● WRITTEN TASK
Copy all the entries word for word, but omit the pictures.

**** DATA PROVIDED ****

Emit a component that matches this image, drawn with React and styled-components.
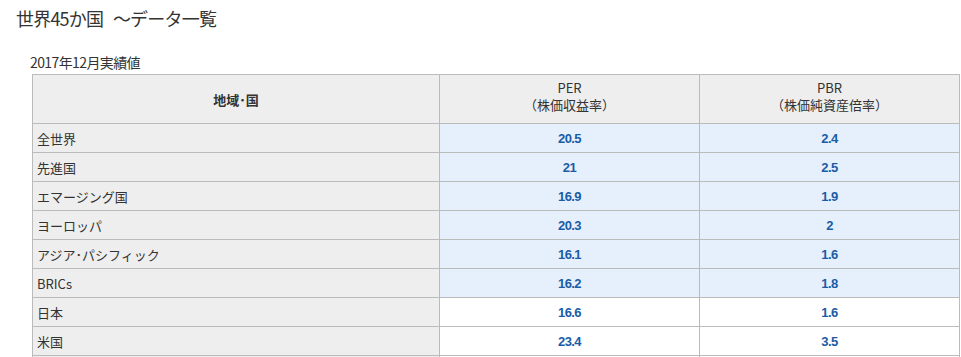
import styled, { createGlobalStyle } from "styled-components";

const GlobalStyle = createGlobalStyle`
  body {
    margin: 0;
    background: #fff;
    font-family: "Noto Sans CJK JP", "Liberation Sans", sans-serif;
    color: #333;
  }
`;

const Page = styled.div`
  padding: 6px 0 0 16px;
`;

const Title = styled.h2`
  margin: 0;
  font-size: 18px;
  font-weight: normal;
  line-height: 24px;
  color: #333;
  letter-spacing: -0.8px;
`;

const Caption = styled.p`
  margin: 24px 0 0 14px;
  font-size: 14px;
  line-height: 16px;
  color: #333;
  letter-spacing: -0.6px;
`;

const Table = styled.table`
  margin: 4px 0 0 16px;
  width: 928px;
  border-collapse: collapse;
  table-layout: fixed;
  font-size: 13px;
  col:first-child {
    width: 407px;
  }
`;

const HeadCell = styled.th`
  height: ${({ $stack }) => ($stack ? "42px" : "48px")};
  padding: 0 0 ${({ $stack }) => ($stack ? "6px" : "0")};
  background: #eee;
  border: 1px solid #bbb;
  font-weight: ${({ $stack }) => ($stack ? "normal" : "bold")};
  line-height: 17px;
  color: #333;
`;

const HeadLine = styled.span`
  display: block;
  height: 17px;
`;

const NameCell = styled.td`
  height: 28px;
  padding: 0 0 0 4px;
  background: #eee;
  border: 1px solid #bbb;
  color: #333;
`;

const NumCell = styled.td`
  padding: 0;
  text-align: center;
  background: ${({ $hl }) => ($hl ? "#e6f0fc" : "#fff")};
  border: 1px solid #bbb;
  color: #1a5ca6;
  font-family: "Liberation Sans", Arial, sans-serif;
  font-weight: bold;
  letter-spacing: -0.6px;
`;

const rows = [
  ["全世界", "20.5", "2.4", true],
  ["先進国", "21", "2.5", true],
  ["エマージング国", "16.9", "1.9", true],
  ["ヨーロッパ", "20.3", "2", true],
  ["アジア･パシフィック", "16.1", "1.6", true],
  ["BRICs", "16.2", "1.8", true],
  ["日本", "16.6", "1.6", false],
  ["米国", "23.4", "3.5", false],
  ["英国", "17.1", "1.8", false],
];

const App = () => (
  <Page>
    <GlobalStyle />
    <Title>世界45か国&nbsp;&nbsp;&nbsp;～データ一覧</Title>
    <Caption>2017年12月実績値</Caption>
    <Table>
      <colgroup>
        <col />
        <col />
        <col />
      </colgroup>
      <thead>
        <tr>
          <HeadCell>地域･国</HeadCell>
          <HeadCell $stack>
            <HeadLine>PER</HeadLine>
            <HeadLine>（株価収益率）</HeadLine>
          </HeadCell>
          <HeadCell $stack>
            <HeadLine>PBR</HeadLine>
            <HeadLine>（株価純資産倍率）</HeadLine>
          </HeadCell>
        </tr>
      </thead>
      <tbody>
        {rows.map(([name, per, pbr, hl]) => (
          <tr key={name}>
            <NameCell>{name}</NameCell>
            <NumCell $hl={hl}>{per}</NumCell>
            <NumCell $hl={hl}>{pbr}</NumCell>
          </tr>
        ))}
      </tbody>
    </Table>
  </Page>
);

export default App;
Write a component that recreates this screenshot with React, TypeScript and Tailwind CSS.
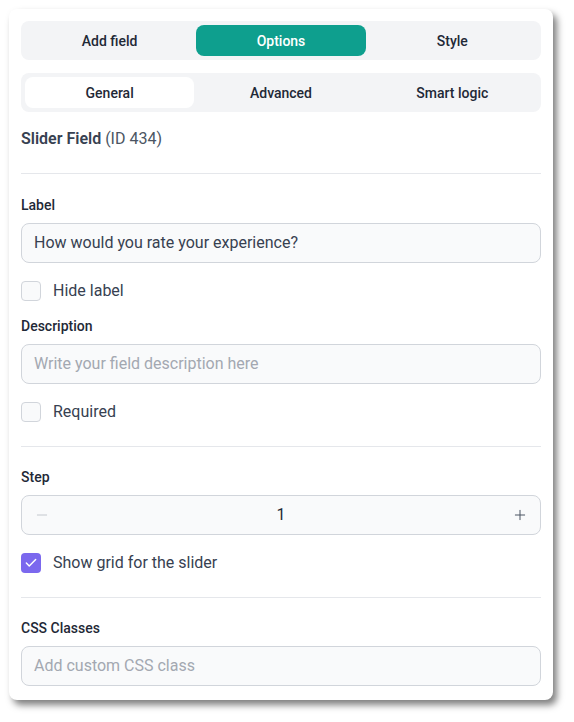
import { Check, Minus, Plus } from "lucide-react";

const TOP_TABS = ["Add field", "Options", "Style"];
const SUB_TABS = ["General", "Advanced", "Smart logic"];

function FieldLabel({ children }: { children: React.ReactNode }) {
  return <div className="mb-2 text-sm leading-5 font-medium text-[#1f2937]">{children}</div>;
}

function TextInput({ value, placeholder }: { value?: string; placeholder?: string }) {
  return (
    <div className="flex h-10 items-center rounded-lg border border-[#d1d5db] bg-[#f9fafb] px-3 text-base">
      {value ? (
        <span className="text-[#374151]">{value}</span>
      ) : (
        <span className="text-[#a3a8b1]">{placeholder}</span>
      )}
    </div>
  );
}

function CheckRow({ label, checked }: { label: string; checked?: boolean }) {
  return (
    <div className="flex h-5 items-center gap-3">
      {checked ? (
        <span className="flex h-5 w-5 items-center justify-center rounded-[4px] bg-[#7b68ee]">
          <Check className="h-3.5 w-3.5 text-white" strokeWidth={2.5} />
        </span>
      ) : (
        <span className="h-5 w-5 rounded-[4px] border border-[#d1d5db] bg-[#f9fafb]" />
      )}
      <span className="text-base text-[#374151]">{label}</span>
    </div>
  );
}

export default function App() {
  return (
    <div
      className="min-h-screen bg-white p-[9px]"
      style={{ fontFamily: "Roboto, 'Liberation Sans', sans-serif" }}
    >
      <div className="w-[544px] rounded-lg bg-white px-3 pt-3 pb-[14px] shadow-[4px_5px_7px_rgba(0,0,0,0.5)]">
        {/* Top tabs */}
        <div className="grid grid-cols-3 gap-0.5 rounded-lg bg-[#f3f4f6] p-1">
          {TOP_TABS.map((t) => (
            <div
              key={t}
              className={`flex h-[31px] items-center justify-center rounded-lg text-sm font-medium ${
                t === "Options" ? "bg-[#0e9f8e] text-white" : "text-[#1f2937]"
              }`}
            >
              {t}
            </div>
          ))}
        </div>

        {/* Sub tabs */}
        <div className="mt-[13px] grid grid-cols-3 gap-0.5 rounded-lg bg-[#f3f4f6] p-1">
          {SUB_TABS.map((t) => (
            <div
              key={t}
              className={`flex h-[31px] items-center justify-center rounded-lg text-sm font-medium text-[#1f2937] ${
                t === "General" ? "bg-white" : ""
              }`}
            >
              {t}
            </div>
          ))}
        </div>

        <div className="mt-[15px] text-base leading-6 text-[#4b5563]">
          <span className="font-semibold text-[#374151]">Slider Field</span> (ID 434)
        </div>

        <div className="mt-[22px] h-px bg-[#e5e7eb]" />

        {/* General */}
        <div className="pt-[21px]">
          <FieldLabel>Label</FieldLabel>
          <TextInput value="How would you rate your experience?" />
          <div className="mt-[18px]">
            <CheckRow label="Hide label" />
          </div>
          <div className="mt-[15px]">
            <FieldLabel>Description</FieldLabel>
            <TextInput placeholder="Write your field description here" />
          </div>
          <div className="mt-[18px]">
            <CheckRow label="Required" />
          </div>
        </div>

        <div className="mt-6 h-px bg-[#e5e7eb]" />

        {/* Step */}
        <div className="pt-5">
          <FieldLabel>Step</FieldLabel>
          <div className="flex h-10 items-center justify-between rounded-lg border border-[#d1d5db] bg-[#f9fafb] px-3">
            <Minus className="h-4 w-4 text-[#c4c8ce]" strokeWidth={1.5} />
            <span className="text-base text-[#1f2937]">1</span>
            <Plus className="h-4 w-4 text-[#4b5563]" strokeWidth={1.5} />
          </div>
          <div className="mt-[18px]">
            <CheckRow label="Show grid for the slider" checked />
          </div>
        </div>

        <div className="mt-6 h-px bg-[#e5e7eb]" />

        {/* CSS */}
        <div className="pt-5">
          <FieldLabel>CSS Classes</FieldLabel>
          <TextInput placeholder="Add custom CSS class" />
        </div>
      </div>
    </div>
  );
}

****

● SOLUTION TO THIS TASK
Emit a component that matches this image, drawn with React and styled-components.
import styled, { createGlobalStyle } from "styled-components";

const GlobalStyle = createGlobalStyle`
  body {
    margin: 0;
    background: #fff;
    font-family: "Noto Sans CJK JP", "Liberation Sans", sans-serif;
    color: #333;
  }
`;

const Page = styled.div`
  padding: 6px 0 0 16px;
`;

const Title = styled.h2`
  margin: 0;
  font-size: 18px;
  font-weight: normal;
  line-height: 24px;
  color: #333;
  letter-spacing: -0.8px;
`;

const Caption = styled.p`
  margin: 24px 0 0 14px;
  font-size: 14px;
  line-height: 16px;
  color: #333;
  letter-spacing: -0.6px;
`;

const Table = styled.table`
  margin: 4px 0 0 16px;
  width: 928px;
  border-collapse: collapse;
  table-layout: fixed;
  font-size: 13px;
  col:first-child {
    width: 407px;
  }
`;

const HeadCell = styled.th`
  height: ${({ $stack }) => ($stack ? "42px" : "48px")};
  padding: 0 0 ${({ $stack }) => ($stack ? "6px" : "0")};
  background: #eee;
  border: 1px solid #bbb;
  font-weight: ${({ $stack }) => ($stack ? "normal" : "bold")};
  line-height: 17px;
  color: #333;
`;

const HeadLine = styled.span`
  display: block;
  height: 17px;
`;

const NameCell = styled.td`
  height: 28px;
  padding: 0 0 0 4px;
  background: #eee;
  border: 1px solid #bbb;
  color: #333;
`;

const NumCell = styled.td`
  padding: 0;
  text-align: center;
  background: ${({ $hl }) => ($hl ? "#e6f0fc" : "#fff")};
  border: 1px solid #bbb;
  color: #1a5ca6;
  font-family: "Liberation Sans", Arial, sans-serif;
  font-weight: bold;
  letter-spacing: -0.6px;
`;

const rows = [
  ["全世界", "20.5", "2.4", true],
  ["先進国", "21", "2.5", true],
  ["エマージング国", "16.9", "1.9", true],
  ["ヨーロッパ", "20.3", "2", true],
  ["アジア･パシフィック", "16.1", "1.6", true],
  ["BRICs", "16.2", "1.8", true],
  ["日本", "16.6", "1.6", false],
  ["米国", "23.4", "3.5", false],
  ["英国", "17.1", "1.8", false],
];

const App = () => (
  <Page>
    <GlobalStyle />
    <Title>世界45か国&nbsp;&nbsp;&nbsp;～データ一覧</Title>
    <Caption>2017年12月実績値</Caption>
    <Table>
      <colgroup>
        <col />
        <col />
        <col />
      </colgroup>
      <thead>
        <tr>
          <HeadCell>地域･国</HeadCell>
          <HeadCell $stack>
            <HeadLine>PER</HeadLine>
            <HeadLine>（株価収益率）</HeadLine>
          </HeadCell>
          <HeadCell $stack>
            <HeadLine>PBR</HeadLine>
            <HeadLine>（株価純資産倍率）</HeadLine>
          </HeadCell>
        </tr>
      </thead>
      <tbody>
        {rows.map(([name, per, pbr, hl]) => (
          <tr key={name}>
            <NameCell>{name}</NameCell>
            <NumCell $hl={hl}>{per}</NumCell>
            <NumCell $hl={hl}>{pbr}</NumCell>
          </tr>
        ))}
      </tbody>
    </Table>
  </Page>
);

export default App;
Write a component that recreates this screenshot with React, TypeScript and Tailwind CSS.
import { Check, Minus, Plus } from "lucide-react";

const TOP_TABS = ["Add field", "Options", "Style"];
const SUB_TABS = ["General", "Advanced", "Smart logic"];

function FieldLabel({ children }: { children: React.ReactNode }) {
  return <div className="mb-2 text-sm leading-5 font-medium text-[#1f2937]">{children}</div>;
}

function TextInput({ value, placeholder }: { value?: string; placeholder?: string }) {
  return (
    <div className="flex h-10 items-center rounded-lg border border-[#d1d5db] bg-[#f9fafb] px-3 text-base">
      {value ? (
        <span className="text-[#374151]">{value}</span>
      ) : (
        <span className="text-[#a3a8b1]">{placeholder}</span>
      )}
    </div>
  );
}

function CheckRow({ label, checked }: { label: string; checked?: boolean }) {
  return (
    <div className="flex h-5 items-center gap-3">
      {checked ? (
        <span className="flex h-5 w-5 items-center justify-center rounded-[4px] bg-[#7b68ee]">
          <Check className="h-3.5 w-3.5 text-white" strokeWidth={2.5} />
        </span>
      ) : (
        <span className="h-5 w-5 rounded-[4px] border border-[#d1d5db] bg-[#f9fafb]" />
      )}
      <span className="text-base text-[#374151]">{label}</span>
    </div>
  );
}

export default function App() {
  return (
    <div
      className="min-h-screen bg-white p-[9px]"
      style={{ fontFamily: "Roboto, 'Liberation Sans', sans-serif" }}
    >
      <div className="w-[544px] rounded-lg bg-white px-3 pt-3 pb-[14px] shadow-[4px_5px_7px_rgba(0,0,0,0.5)]">
        {/* Top tabs */}
        <div className="grid grid-cols-3 gap-0.5 rounded-lg bg-[#f3f4f6] p-1">
          {TOP_TABS.map((t) => (
            <div
              key={t}
              className={`flex h-[31px] items-center justify-center rounded-lg text-sm font-medium ${
                t === "Options" ? "bg-[#0e9f8e] text-white" : "text-[#1f2937]"
              }`}
            >
              {t}
            </div>
          ))}
        </div>

        {/* Sub tabs */}
        <div className="mt-[13px] grid grid-cols-3 gap-0.5 rounded-lg bg-[#f3f4f6] p-1">
          {SUB_TABS.map((t) => (
            <div
              key={t}
              className={`flex h-[31px] items-center justify-center rounded-lg text-sm font-medium text-[#1f2937] ${
                t === "General" ? "bg-white" : ""
              }`}
            >
              {t}
            </div>
          ))}
        </div>

        <div className="mt-[15px] text-base leading-6 text-[#4b5563]">
          <span className="font-semibold text-[#374151]">Slider Field</span> (ID 434)
        </div>

        <div className="mt-[22px] h-px bg-[#e5e7eb]" />

        {/* General */}
        <div className="pt-[21px]">
          <FieldLabel>Label</FieldLabel>
          <TextInput value="How would you rate your experience?" />
          <div className="mt-[18px]">
            <CheckRow label="Hide label" />
          </div>
          <div className="mt-[15px]">
            <FieldLabel>Description</FieldLabel>
            <TextInput placeholder="Write your field description here" />
          </div>
          <div className="mt-[18px]">
            <CheckRow label="Required" />
          </div>
        </div>

        <div className="mt-6 h-px bg-[#e5e7eb]" />

        {/* Step */}
        <div className="pt-5">
          <FieldLabel>Step</FieldLabel>
          <div className="flex h-10 items-center justify-between rounded-lg border border-[#d1d5db] bg-[#f9fafb] px-3">
            <Minus className="h-4 w-4 text-[#c4c8ce]" strokeWidth={1.5} />
            <span className="text-base text-[#1f2937]">1</span>
            <Plus className="h-4 w-4 text-[#4b5563]" strokeWidth={1.5} />
          </div>
          <div className="mt-[18px]">
            <CheckRow label="Show grid for the slider" checked />
          </div>
        </div>

        <div className="mt-6 h-px bg-[#e5e7eb]" />

        {/* CSS */}
        <div className="pt-5">
          <FieldLabel>CSS Classes</FieldLabel>
          <TextInput placeholder="Add custom CSS class" />
        </div>
      </div>
    </div>
  );
}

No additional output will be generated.